The project is expected to take two years to complete, but Kwagis Power Limited Partnership must still obtain necessary provincial and regulatory approval before construction can begin.
Yukon project completed ahead of schedule
Yukon Energy Corporation's Mayo B project in Canada's central Yukon began producing power in late 2011, four months ahead of schedule.
The Mayo B hydro project involved a more than $120 million expansion of facilities on the Mayo River. The project involved construction of a two-unit powerhouse, supplied by a canal and penstock, near the existing 5-MW Mayo project.
Yukon Energy undertook the project to support the province's growing demand for electricity by enhancing existing hydro infrastructure to increase the power generated at the site.

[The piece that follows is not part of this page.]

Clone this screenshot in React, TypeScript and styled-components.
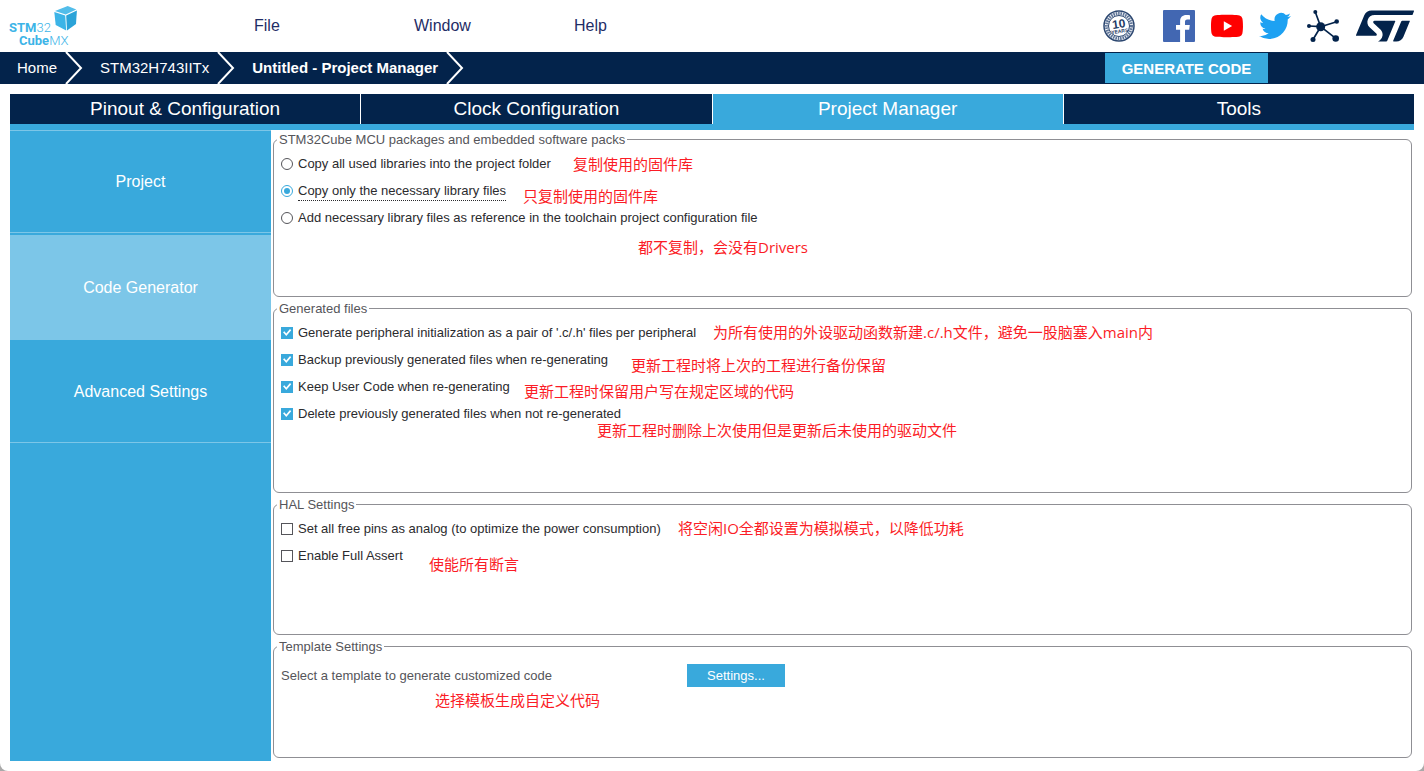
import React from "react";
import styled, { createGlobalStyle } from "styled-components";
import { SiStmicroelectronics } from "react-icons/si";

const navy = "#03234b";
const blue = "#39a9dc";
const pale = "#7cc6e8";

const GlobalStyle = createGlobalStyle`
  * { box-sizing: border-box; }
  body {
    margin: 0;
    background: #a9a9a9;
    font-family: "Liberation Sans", Arial, sans-serif;
  }
  button { font-family: inherit; }
`;

const Window = styled.div`
  display: flex;
  flex-direction: column;
  min-height: 100vh;
  background: #fff;
  border-radius: 0 0 8px 8px;
`;

const Header = styled.header`
  display: flex;
  align-items: center;
  height: 52px;
  padding: 0 9px;
`;

const LogoLink = styled.a`
  display: flex;
  width: 245px;
`;

const Menu = styled.nav`
  display: flex;
  flex: 1;
`;

const MenuButton = styled.button`
  width: 160px;
  padding: 0;
  border: 0;
  background: none;
  color: #1f2d66;
  font-size: 16px;
  line-height: 20px;
  text-align: left;
`;

const Social = styled.div`
  display: flex;
  align-items: center;
  gap: 16px;
`;

const IconLink = styled.a<{ $wide?: boolean }>`
  display: flex;
  margin-right: ${(p) => (p.$wide ? "12px" : "0")};
`;

const StLogo = styled(SiStmicroelectronics)`
  width: 60px;
  height: 32px;
  color: ${navy};
`;

const CrumbBar = styled.div`
  display: flex;
  align-items: center;
  justify-content: space-between;
  height: 32px;
  padding-right: 156px;
  background: ${navy};
`;

const Crumbs = styled.nav`
  display: flex;
  align-items: center;
  padding-left: 17px;
`;

const Crumb = styled.a<{ $current?: boolean }>`
  color: #fff;
  font-size: 15px;
  line-height: 20px;
  font-weight: ${(p) => (p.$current ? 700 : 400)};
  text-decoration: none;
`;

const ChevronBox = styled.svg`
  width: 18px;
  height: 32px;
  margin: 0 17px 0 8px;
`;

const GenerateButton = styled.button`
  width: 163px;
  height: 30px;
  padding: 0;
  border: 0;
  background: ${blue};
  color: #fff;
  font-size: 15px;
  font-weight: 700;
`;

const Main = styled.main`
  display: flex;
  flex: 1;
  flex-direction: column;
  padding: 10px;
`;

const Tabs = styled.div`
  display: grid;
  grid-template-columns: repeat(4, 1fr);
  gap: 1px;
`;

const Tab = styled.button<{ $active?: boolean }>`
  height: 30px;
  padding: 0;
  border: 0;
  background: ${(p) => (p.$active ? blue : navy)};
  color: #fff;
  font-size: 19px;
`;

const Workspace = styled.div`
  display: flex;
  flex: 1;
  border-top: 6px solid ${blue};
`;

const Sidebar = styled.nav`
  width: 261px;
  background: ${blue};
`;

const SideButton = styled.button<{ $active?: boolean }>`
  display: block;
  width: 100%;
  height: ${(p) => (p.$active ? "105px" : "103px")};
  margin-bottom: ${(p) => (p.$active ? "0" : "2px")};
  padding: 0;
  border: 0;
  border-top: 1px solid ${(p) => (p.$active ? pale : "transparent")};
  border-bottom: 1px solid ${pale};
  background: ${(p) => (p.$active ? pale : blue)};
  color: #fff;
  font-size: 16px;

  &:first-child {
    border-top-color: ${pale};
  }
`;

const Panel = styled.section`
  display: flex;
  flex: 1;
  flex-direction: column;
  gap: 3px;
  padding: 1px 2px 3px;
`;

const Group = styled.fieldset<{ $size: number }>`
  position: relative;
  flex: ${(p) => p.$size} 0 ${(p) => p.$size}px;
  min-width: 0;
  margin: 0;
  padding: 3px 3px 0;
  border: 1px solid #8f8f94;
  border-radius: 6px;
`;

const Legend = styled.legend`
  padding: 2px 2px 0;
  color: #55555a;
  font-size: 13px;
  line-height: 14px;
`;

const Option = styled.label`
  display: flex;
  align-items: center;
  gap: 5px;
  width: max-content;
  height: 27px;
  padding-left: 4px;
  color: #2b2b2e;
  font-size: 13px;
  line-height: 18px;
`;

const OptionText = styled.span<{ $focused?: boolean }>`
  padding-top: 2px;
  border-bottom: 1px dotted ${(p) => (p.$focused ? "#2b2b2e" : "transparent")};
`;

const Radio = styled.input.attrs({ type: "radio" })`
  appearance: none;
  display: grid;
  place-items: center;
  width: 12px;
  height: 12px;
  margin: 0;
  border: 1px solid #55555a;
  border-radius: 50%;

  &:checked {
    border-color: ${blue};
  }
  &:checked::before {
    content: "";
    width: 6px;
    height: 6px;
    border-radius: 50%;
    background: ${blue};
  }
`;

const Checkbox = styled.input.attrs({ type: "checkbox" })`
  appearance: none;
  display: grid;
  place-items: center;
  width: 12px;
  height: 12px;
  margin: 0;
  border: 1px solid #55555a;

  &:checked {
    border-color: ${blue};
    background: ${blue};
  }
  &:checked::before {
    content: "";
    width: 10px;
    height: 10px;
    background: #fff;
    clip-path: polygon(10% 48%, 24% 38%, 42% 60%, 80% 16%, 92% 28%, 43% 86%);
  }
`;

const TemplateRow = styled.div`
  display: flex;
  align-items: center;
  height: 36px;
  padding-left: 4px;
  color: #55555a;
  font-size: 13px;
`;

const TemplateText = styled.span`
  width: 406px;
`;

const SettingsButton = styled.button`
  width: 98px;
  height: 23px;
  padding: 0;
  border: 0;
  background: ${blue};
  color: #fff;
  font-size: 13px;
`;

/* Red remarks pinned freely over the settings groups. */
const Note = styled.span<{ $x: number; $y: number }>`
  position: absolute;
  left: ${(p) => p.$x}px;
  top: ${(p) => p.$y}px;
  color: #fb1c26;
  font-family: "Open Sans", "Noto Sans CJK SC", sans-serif;
  font-size: 15px;
  line-height: 20px;
  white-space: nowrap;
`;

type NoteData = { x: number; y: number; text: string };

const Notes = ({ items }: { items: NoteData[] }) => (
  <>
    {items.map((n) => (
      <Note key={n.text} $x={n.x} $y={n.y}>
        {n.text}
      </Note>
    ))}
  </>
);

const libraryOptions = [
  "Copy all used libraries into the project folder",
  "Copy only the necessary library files",
  "Add necessary library files as reference in the toolchain project configuration file",
];
const fileOptions = [
  "Generate peripheral initialization as a pair of '.c/.h' files per peripheral",
  "Backup previously generated files when re-generating",
  "Keep User Code when re-generating",
  "Delete previously generated files when not re-generated",
];
const halOptions = [
  "Set all free pins as analog (to optimize the power consumption)",
  "Enable Full Assert",
];

const Logo = () => (
  <svg width="70" height="42" viewBox="0 0 70 42" role="img" aria-label="STM32 CubeMX">
    <g fill="#3cb4e7" fontFamily="Roboto, sans-serif" fontSize="13" fontWeight="700">
      <text x="0" y="27">STM<tspan fontWeight="300">32</tspan></text>
      <text x="10" y="40">Cube<tspan fontWeight="300">MX</tspan></text>
    </g>
    <path d="M58.700 1 67.300 4.600 56.700 9.400 46 6Z" fill="#52bdea" />
    <path d="M45.300 7 56.200 10.400 57.200 25.500 46.700 20Z" fill="#3cb4e7" />
    <path d="M57.200 10.400 67.900 5.600 67 19 58 25.500Z" fill="#2ba3d8" />
  </svg>
);

const Badge = () => (
  <svg width="32" height="32" viewBox="0 0 32 32" role="img" aria-label="10 years">
    <circle cx="16" cy="16" r="15" fill="#fff" stroke="#2c4770" strokeWidth="1.500" />
    <circle cx="16" cy="16" r="12.500" fill="none" stroke="#5f7598" strokeWidth="3" strokeDasharray="1.600 0.800" />
    <circle cx="16" cy="16" r="10.500" fill="#fff" stroke="#2c4770" />
    <g fill="#1f3b66" fontFamily="Liberation Sans, sans-serif" fontWeight="700" textAnchor="middle" transform="rotate(-8 16 16)">
      <text x="16" y="18" fontSize="12">10</text>
      <text x="16" y="23" fontSize="5">YEARS</text>
    </g>
  </svg>
);

const Facebook = () => (
  <svg width="32" height="32" viewBox="0 0 32 32" role="img" aria-label="Facebook">
    <rect width="32" height="32" rx="1" fill="#4267b2" />
    <path d="M22 32V19.800h4.200l.6-4.900H22v-3c0-1.400.4-2.400 2.400-2.400H27V5.200C26.500 5.100 25 5 23.300 5c-3.700 0-6.200 2.200-6.200 6.300v3.600H13v4.900h4.100V32Z" fill="#fff" />
  </svg>
);

const YouTube = () => (
  <svg width="32" height="32" viewBox="0 0 32 32" role="img" aria-label="YouTube">
    <path d="M31.300 8.300a4 4 0 0 0-2.800-2.800C26 4.800 16 4.800 16 4.800s-10 0-12.500.7A4 4 0 0 0 .7 8.300C0 10.800 0 16 0 16s0 5.200.7 7.700a4 4 0 0 0 2.800 2.800c2.500.7 12.500.7 12.500.7s10 0 12.500-.7a4 4 0 0 0 2.800-2.800c.7-2.500.7-7.700.7-7.700s0-5.200-.7-7.700Z" fill="#f00" />
    <path d="m12.800 20.800 8.300-4.800-8.300-4.800Z" fill="#fff" />
  </svg>
);

const Twitter = () => (
  <svg width="32" height="32" viewBox="0 0 24 24" role="img" aria-label="Twitter">
    <path d="M23.950 4.570a10 10 0 0 1-2.820.77 4.960 4.960 0 0 0 2.160-2.720c-.95.550-2 .950-3.130 1.180a4.920 4.920 0 0 0-8.380 4.480C7.690 8.090 4.070 6.130 1.640 3.160a4.920 4.920 0 0 0 1.520 6.570 4.900 4.900 0 0 1-2.230-.61v.06a4.920 4.920 0 0 0 3.950 4.830 5 5 0 0 1-2.210.08 4.940 4.940 0 0 0 4.600 3.420A9.870 9.870 0 0 1 0 19.540a13.990 13.990 0 0 0 7.550 2.210c9.050 0 14-7.500 14-13.980 0-.21 0-.42-.02-.63a9.940 9.940 0 0 0 2.460-2.550Z" fill="#1da1f2" />
  </svg>
);

const Community = () => (
  <svg width="32" height="32" viewBox="0 0 32 32" role="img" aria-label="Community">
    <path d="M13.700 16.700 8.300 2M13.700 16.700 2 16M13.700 16.700l16-5M13.700 16.700 6 29.500M13.700 16.700l15 11.600" stroke={navy} strokeWidth="1.700" fill="none" />
    <g fill={navy}>
      <circle cx="13.700" cy="16.700" r="4.500" />
      <circle cx="8.300" cy="2" r="2" />
      <circle cx="2" cy="16" r="2" />
      <circle cx="29.700" cy="11.500" r="2.300" />
      <circle cx="6" cy="29.500" r="2.500" />
      <circle cx="28.700" cy="28.500" r="3.300" />
    </g>
  </svg>
);

const Chevron = () => (
  <ChevronBox viewBox="0 0 18 32" aria-hidden="true">
    <path d="M1 0 16 16 1 32" fill="none" stroke="#fff" strokeWidth="2" />
  </ChevronBox>
);

export default function App() {
  return (
    <>
      <GlobalStyle />
      <Window>
        <Header>
          <LogoLink href="#home"><Logo /></LogoLink>
          <Menu>
            <MenuButton>File</MenuButton>
            <MenuButton>Window</MenuButton>
            <MenuButton>Help</MenuButton>
          </Menu>
          <Social>
            <IconLink href="#anniversary" $wide><Badge /></IconLink>
            <IconLink href="#facebook"><Facebook /></IconLink>
            <IconLink href="#youtube"><YouTube /></IconLink>
            <IconLink href="#twitter"><Twitter /></IconLink>
            <IconLink href="#community"><Community /></IconLink>
            <IconLink href="#st" aria-label="ST">
              <StLogo viewBox="0 5.400 24 13.200" />
            </IconLink>
          </Social>
        </Header>

        <CrumbBar>
          <Crumbs aria-label="Breadcrumb">
            <Crumb href="#home">Home</Crumb>
            <Chevron />
            <Crumb href="#mcu">STM32H743IITx</Crumb>
            <Chevron />
            <Crumb href="#project" $current>Untitled - Project Manager</Crumb>
            <Chevron />
          </Crumbs>
          <GenerateButton>GENERATE CODE</GenerateButton>
        </CrumbBar>

        <Main>
          <Tabs>
            <Tab>Pinout &amp; Configuration</Tab>
            <Tab>Clock Configuration</Tab>
            <Tab $active>Project Manager</Tab>
            <Tab>Tools</Tab>
          </Tabs>
          <Workspace>
            <Sidebar>
              <SideButton>Project</SideButton>
              <SideButton $active>Code Generator</SideButton>
              <SideButton>Advanced Settings</SideButton>
            </Sidebar>
            <Panel>
              <Group $size={166}>
                <Legend>STM32Cube MCU packages and embedded software packs</Legend>
                {libraryOptions.map((text, i) => (
                  <Option key={text}>
                    <Radio name="library" defaultChecked={i === 1} />
                    <OptionText $focused={i === 1}>{text}</OptionText>
                  </Option>
                ))}
                <Notes
                  items={[
                    { x: 299, y: 7, text: "复制使用的固件库" },
                    { x: 249, y: 39, text: "只复制使用的固件库" },
                    { x: 364, y: 90, text: "都不复制，会没有Drivers" },
                  ]}
                />
              </Group>
              <Group $size={193}>
                <Legend>Generated files</Legend>
                {fileOptions.map((text) => (
                  <Option key={text}>
                    <Checkbox defaultChecked />
                    <OptionText>{text}</OptionText>
                  </Option>
                ))}
                <Notes
                  items={[
                    { x: 439, y: 6, text: "为所有使用的外设驱动函数新建.c/.h文件，避免一股脑塞入main内" },
                    { x: 357, y: 39, text: "更新工程时将上次的工程进行备份保留" },
                    { x: 250, y: 65, text: "更新工程时保留用户写在规定区域的代码" },
                    { x: 323, y: 104, text: "更新工程时删除上次使用但是更新后未使用的驱动文件" },
                  ]}
                />
              </Group>
              <Group $size={139}>
                <Legend>HAL Settings</Legend>
                {halOptions.map((text) => (
                  <Option key={text}>
                    <Checkbox />
                    <OptionText>{text}</OptionText>
                  </Option>
                ))}
                <Notes
                  items={[
                    { x: 404, y: 6, text: "将空闲IO全都设置为模拟模式，以降低功耗" },
                    { x: 155, y: 42, text: "使能所有断言" },
                  ]}
                />
              </Group>
              <Group $size={120}>
                <Legend>Template Settings</Legend>
                <TemplateRow>
                  <TemplateText>Select a template to generate customized code</TemplateText>
                  <SettingsButton>Settings...</SettingsButton>
                </TemplateRow>
                <Notes items={[{ x: 161, y: 36, text: "选择模板生成自定义代码" }]} />
              </Group>
            </Panel>
          </Workspace>
        </Main>
      </Window>
    </>
  );
}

Equipment supplier ABB provided two 5-MW Francis hydro units installed in a new powerhouse, as well as generators, excitation systems, governor and hydraulic power units and other mechanical and electrical auxiliaries. ABB executed the project as part of a strategic alliance with Chongqing Yunhe Hydropower Group, which provided the turbines and generators.
The project was financed in part by Canada's Green Infrastructure Fund, part of Canada's Economic Plan to create jobs, boost the economy through infrastructure investments, promote long-term growth and improve the environment.
Mayo B is expected to reduce Yukon's reliance on diesel generation by more than 40% by 2012.